Cadmium(II) Complex Formation with Selenourea and Thiourea in Solution: An XAS and ¹¹³Cd NMR Study

The complexes formed in methanol solutions of Cd­(CF₃SO₃)₂ with selenourea (SeU) or thiourea (TU), for thiourea also in aqueous solution, were studied by combining ¹¹³Cd NMR and X-ray absorption spectroscopy. At low temperature (∼200 K), distinct ¹¹³Cd NMR signals were observed, corresponding to CdL_n²⁺ species (n = 0–4, L = TU or SeU) in slow ligand exchange. Peak integrals were used to obtain the speciation in the methanol solutions, allowing stability constants to be estimated. For cadmium­(II) complexes with thione (CS) or selone (CSe) groups coordinated in Cd­(S/Se)­O₅ or Cd­(S/Se)₂O₄ (O from MeOH or CF₃SO₃^–) environments, the ¹¹³Cd chemical shifts were quite similar, within 93–97 ppm and 189–193 ppm, respectively. However, the difference in the chemical shift for the Cd­(SeU)₄²⁺ (578 pm) and Cd­(TU)₄²⁺ (526 ppm) species, with CdSe₄ and CdS₄ coordination, respectively, shows less chemical shielding for the coordinated Se atoms than for S, in contrast to the common trend with increasing shielding in the following order: O > N > Se > S. In solutions dominated by mono- and tetra-thiourea/selenourea complexes, their coordination and bond distances could be evaluated by Cd K-edge extended X-ray absorption fine structure (EXAFS) spectroscopy.
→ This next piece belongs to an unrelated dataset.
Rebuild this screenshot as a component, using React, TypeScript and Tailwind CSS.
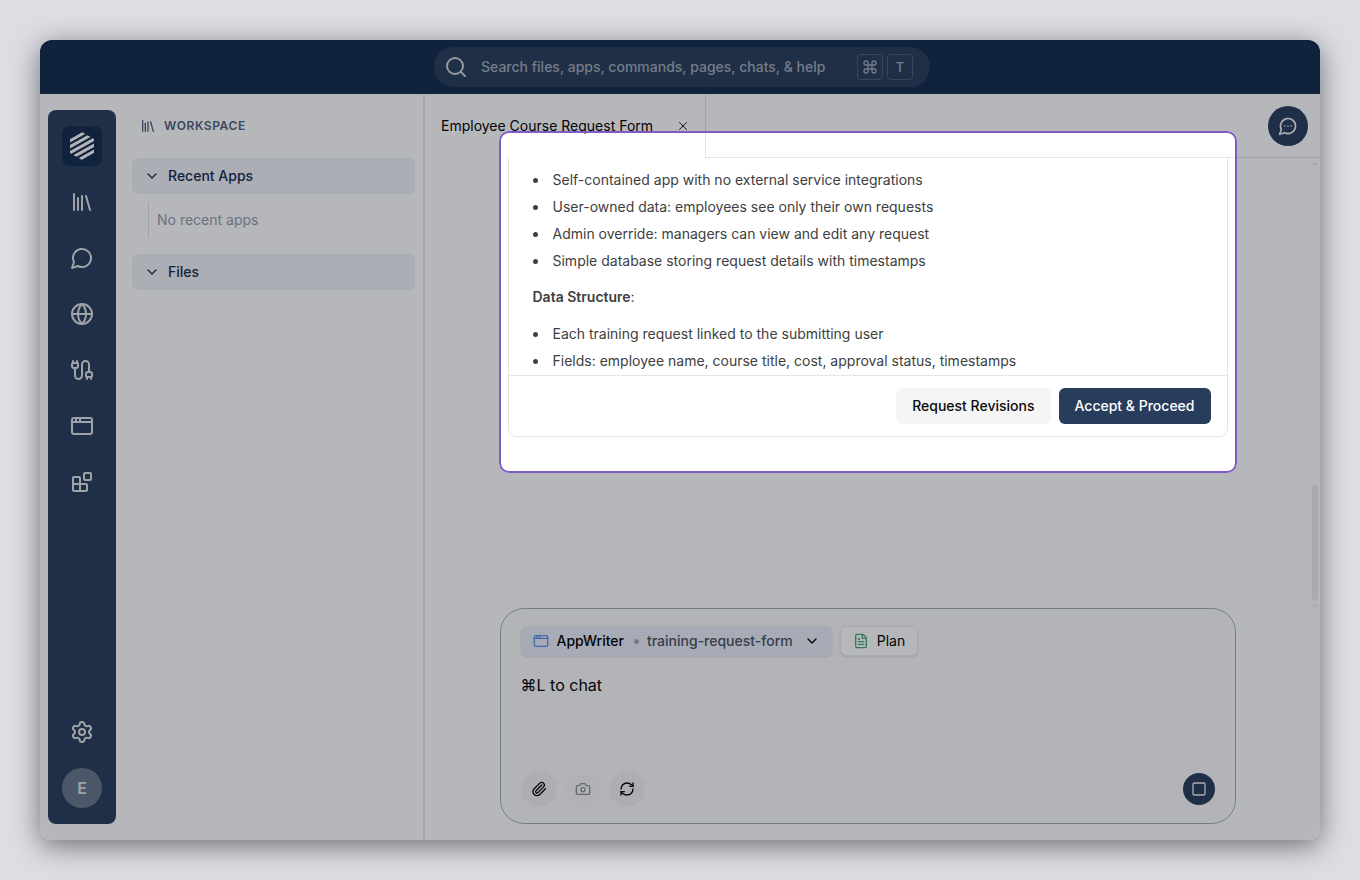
import React, { useState } from 'react';
import {
  AppWindow,
  Cable,
  Camera,
  ChevronDown,
  Command,
  FileText,
  Globe,
  Library,
  Paperclip,
  RefreshCw,
  Search,
  Settings,
  Square,
  X,
} from 'lucide-react';

interface IconProps {
  size?: number;
  dots?: boolean;
}

function ChatBubble({ size = 24, dots = false }: IconProps) {
  return (
    <svg width={size} height={size} viewBox="0 0 24 24" fill="none" stroke="currentColor" strokeWidth={2} strokeLinecap="round" strokeLinejoin="round">
      <path d="M7.9 20A9 9 0 1 0 4 16.1L2 22Z" />
      {dots && <path d="M8 12h.01M12 12h.01M16 12h.01" />}
    </svg>
  );
}

function BlocksIcon({ size = 24 }: IconProps) {
  return (
    <svg width={size} height={size} viewBox="0 0 24 24" fill="none" stroke="currentColor" strokeWidth={2} strokeLinecap="round" strokeLinejoin="round">
      <rect width="7" height="7" x="14" y="3" rx="1" />
      <path d="M10 21V8a1 1 0 0 0-1-1H4a1 1 0 0 0-1 1v12a1 1 0 0 0 1 1h12a1 1 0 0 0 1-1v-5a1 1 0 0 0-1-1H3" />
    </svg>
  );
}

function Logo() {
  return (
    <svg width="24" height="28" viewBox="0 0 24 28" fill="none" stroke="#fbfbfc" strokeWidth="3">
      <defs>
        <clipPath id="hex">
          <path d="M12 0 24 7v14l-12 7L0 21V7Z" />
        </clipPath>
      </defs>
      <g clipPath="url(#hex)">
        <path d="M-2 9.800 26-5.800M-2 15.800 26 .2M-2 21.800 26 6.200M-2 27.800 26 12.200M-2 33.800 26 18.200" />
      </g>
    </svg>
  );
}

const navItems = [
  { label: 'Library', icon: <Library size={24} /> },
  { label: 'Chats', icon: <ChatBubble /> },
  { label: 'Web', icon: <Globe size={24} /> },
  { label: 'Integrations', icon: <Cable size={24} /> },
  { label: 'Apps', icon: <AppWindow size={24} /> },
  { label: 'Blocks', icon: <BlocksIcon /> },
];

const features = [
  'Self-contained app with no external service integrations',
  'User-owned data: employees see only their own requests',
  'Admin override: managers can view and edit any request',
  'Simple database storing request details with timestamps',
];

const dataStructure = [
  'Each training request linked to the submitting user',
  'Fields: employee name, course title, cost, approval status, timestamps',
];

function TopBar() {
  return (
    <header className="h-[54px] shrink-0 bg-[#132a4d] flex items-center justify-center pl-1">
      <label className="w-[496px] h-10 rounded-full bg-[#283d5b] flex items-center gap-[13px] pl-[10px] pr-[17px] text-[#a0abba]">
        <Search size={24} className="text-[#cdd1d8] shrink-0" />
        <input
          type="text"
          aria-label="Search"
          placeholder="Search files, apps, commands, pages, chats, & help"
          className="flex-1 min-w-0 bg-transparent outline-none text-sm font-medium placeholder:text-[#a0abba]"
        />
        <span className="flex gap-1">
          <kbd className="w-[26px] h-[26px] rounded border border-[#4c5f7a] flex items-center justify-center">
            <Command size={16} />
          </kbd>
          <kbd className="w-[26px] h-[26px] rounded border border-[#4c5f7a] flex items-center justify-center font-sans text-sm font-medium">T</kbd>
        </span>
      </label>
    </header>
  );
}

function NavRail() {
  return (
    <nav className="w-[68px] shrink-0 ml-2 my-4 py-4 rounded-lg bg-[#283d5b] flex flex-col items-center gap-4 text-[#dfe2e6]">
      <a href="#home" aria-label="Home" className="size-10 rounded-lg bg-[#132a4d] flex items-center justify-center">
        <Logo />
      </a>
      {navItems.map((item) => (
        <button key={item.label} type="button" aria-label={item.label} className="size-10 flex items-center justify-center">
          {item.icon}
        </button>
      ))}
      <button type="button" aria-label="Settings" className="size-10 mt-auto flex items-center justify-center">
        <Settings size={24} />
      </button>
      <button type="button" aria-label="Account" className="size-10 rounded-full bg-[#68778c] flex items-center justify-center font-semibold">
        E
      </button>
    </nav>
  );
}

function SectionHeader({ title, open, onToggle }: { title: string; open: boolean; onToggle: () => void }) {
  return (
    <button
      type="button"
      aria-expanded={open}
      onClick={onToggle}
      className="w-full h-9 px-3 rounded-md bg-[#f0f3f8] flex items-center gap-2 text-sm font-medium text-[#132a4d]"
    >
      <ChevronDown size={16} className={open ? '' : '-rotate-90'} />
      {title}
    </button>
  );
}

function WorkspacePanel() {
  const [appsOpen, setAppsOpen] = useState(true);
  const [filesOpen, setFilesOpen] = useState(true);

  return (
    <aside className="w-[309px] shrink-0 py-4 pl-4 pr-2 border-r-2 border-[#e9eaed]">
      <h2 className="h-8 px-2 mb-4 flex items-center gap-2 text-xs font-semibold tracking-wider text-[#4f607a]">
        <Library size={16} />
        WORKSPACE
      </h2>
      <SectionHeader title="Recent Apps" open={appsOpen} onToggle={() => setAppsOpen(!appsOpen)} />
      {appsOpen && (
        <p className="ml-4 my-2 h-9 pl-2 border-l border-[#e0e3e9] flex items-center text-sm text-[#949cab]">No recent apps</p>
      )}
      <div className="mt-4">
        <SectionHeader title="Files" open={filesOpen} onToggle={() => setFilesOpen(!filesOpen)} />
      </div>
    </aside>
  );
}

function TabBar() {
  return (
    <div className="h-16 shrink-0 flex">
      <div className="w-[281px] pl-4 pr-[15px] border-r border-[#e4e5e8] flex items-center justify-between text-sm text-black">
        <span>Employee Course Request Form</span>
        <button type="button" aria-label="Close tab">
          <X size={14} strokeWidth={1.5} />
        </button>
      </div>
      <div className="flex-1 pr-3 border-b border-[#e4e5e8] flex items-center justify-end">
        <button type="button" aria-label="Open chat" className="size-10 rounded-full bg-[#283d5b] text-[#eef0f3] flex items-center justify-center">
          <ChatBubble size={20} dots />
        </button>
      </div>
    </div>
  );
}

function BulletList({ items }: { items: string[] }) {
  return (
    <ul className="list-disc pl-4 space-y-[3px]">
      {items.map((text) => (
        <li key={text} className="pl-1">{text}</li>
      ))}
    </ul>
  );
}

function PlanCard() {
  return (
    <section className="w-full max-w-[720px] border border-t-0 border-[#e5e5e5] rounded-b-lg">
      <div className="px-6 pt-[10px] pb-[2px] text-sm leading-6 text-[#404040]">
        <BulletList items={features} />
        <p className="mt-3 mb-[13px]">
          <strong className="font-semibold">Data Structure</strong>:
        </p>
        <BulletList items={dataStructure} />
      </div>
      <div className="border-t border-[#e5e5e5] px-4 py-3 flex justify-end gap-2 text-sm font-medium">
        <button type="button" className="h-9 px-4 rounded-md bg-[#f5f5f5] text-[#0a0a0a]">Request Revisions</button>
        <button type="button" className="h-9 px-4 rounded-md bg-[#283d5b] text-white">Accept &amp; Proceed</button>
      </div>
    </section>
  );
}

function Composer() {
  return (
    <form className="w-full max-w-[736px] px-5 py-4 rounded-3xl border border-[#a3acbd] bg-[#fbfbfc] flex flex-col" onSubmit={(e) => e.preventDefault()}>
      <div className="h-8 flex items-center gap-2 text-sm">
        <button type="button" className="h-[30px] px-3 rounded-md bg-[#e8eef9] shadow-sm flex items-center gap-2 font-medium text-black">
          <AppWindow size={16} className="text-[#5c90ec]" />
          AppWriter
          <span className="size-[5px] ml-0.5 rounded-full bg-[#a3a8b3]" />
          <span className="text-[#4b5260]">training-request-form</span>
          <ChevronDown size={16} className="ml-[3px]" />
        </button>
        <button type="button" className="h-[30px] px-3 rounded-md bg-white border border-[#ececef] shadow-sm flex items-center gap-2 text-black">
          <FileText size={16} className="text-[#45a87a]" />
          Plan
        </button>
      </div>
      <textarea
        aria-label="Message"
        placeholder="⌘L to chat"
        className="mt-4 h-[98px] resize-none bg-transparent outline-none text-base text-black placeholder:text-black"
      />
      <div className="flex items-center gap-2 text-black">
        <button type="button" aria-label="Attach file" className="size-9 rounded-full bg-[#f3f3f5] flex items-center justify-center">
          <Paperclip size={16} />
        </button>
        <button type="button" aria-label="Take screenshot" className="size-9 rounded-full bg-[#f8f8f9] text-[#8d8f94] flex items-center justify-center">
          <Camera size={16} />
        </button>
        <button type="button" aria-label="Refresh" className="size-9 rounded-full bg-[#f3f3f5] flex items-center justify-center">
          <RefreshCw size={16} />
        </button>
        <button type="button" aria-label="Stop" className="size-8 ml-auto rounded-full bg-[#283d5b] text-[#eef0f3] flex items-center justify-center">
          <Square size={16} />
        </button>
      </div>
    </form>
  );
}

// Dims the whole window apart from the framed area
function Spotlight() {
  return (
    <div className="absolute inset-x-0 top-[37px] z-10 pr-[10px] flex justify-center pointer-events-none">
      <div className="w-full max-w-[738px] h-[342px] rounded-[10px] border-2 border-[#7f5bc4] shadow-[0_0_0_3000px_rgba(12,16,26,0.3)]" />
    </div>
  );
}

export default function App() {
  return (
    <div className="h-screen p-10 bg-[#dcdee4] flex font-['Inter',sans-serif]">
      <div className="flex-1 min-w-0 rounded-xl shadow-[0_6px_28px_rgba(0,0,0,0.5)] flex">
        <div className="flex-1 min-w-0 rounded-xl overflow-hidden bg-white flex flex-col">
          <TopBar />
          <div className="flex-1 min-h-0 flex">
            <NavRail />
            <WorkspacePanel />
            <main className="relative flex-1 min-w-0 flex flex-col">
              <TabBar />
              <div className="flex-1 min-h-0 flex">
                <div className="flex-1 min-w-0 overflow-hidden flex justify-center items-start">
                  <PlanCard />
                </div>
                {/* Scrollbar */}
                <div className="w-[10px] pt-1 flex flex-col items-center justify-between">
                  <span className="border-x-3 border-b-3 border-x-transparent border-b-[#e8e8ea]" />
                  <span className="w-[6px] h-[116px] mt-auto mb-1 rounded-full bg-[#eeeef0]" />
                  <span className="border-x-3 border-t-3 border-x-transparent border-t-[#e8e8ea]" />
                </div>
              </div>
              <div className="pb-4 pr-[10px] flex justify-center">
                <Composer />
              </div>
              <Spotlight />
            </main>
          </div>
        </div>
      </div>
    </div>
  );
}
At ∼200 K and high excess of thiourea, a minor amount (up to ∼30%) of [Cd­(TU)_5–6]²⁺ species was detected by an upfield shift of the ¹¹³Cd NMR signal (up to 423 ppm) and an amplitude reduction of the EXAFS oscillation. The amount was estimated by fitting linear combinations of simulated EXAFS spectra for [Cd­(TU)₄]²⁺ and [Cd­(TU)₆]²⁺ complexes. At room temperature, [Cd­(TU)₄]²⁺ was the highest complex formed, also in aqueous solution. Cd L₃-edge X-ray absorption near edge structure (XANES) spectra of cadmium­(II) thiourea solutions in methanol were used to follow changes in the CdS_xO_y coordination. The correlations found from the current and previous studies between ¹¹³Cd NMR chemical shifts and different Cd­(II) coordination environments are generally useful for evaluating cadmium coordination to thione-containing or Se-donor ligands in biochemical systems or for monitoring speciation in solution.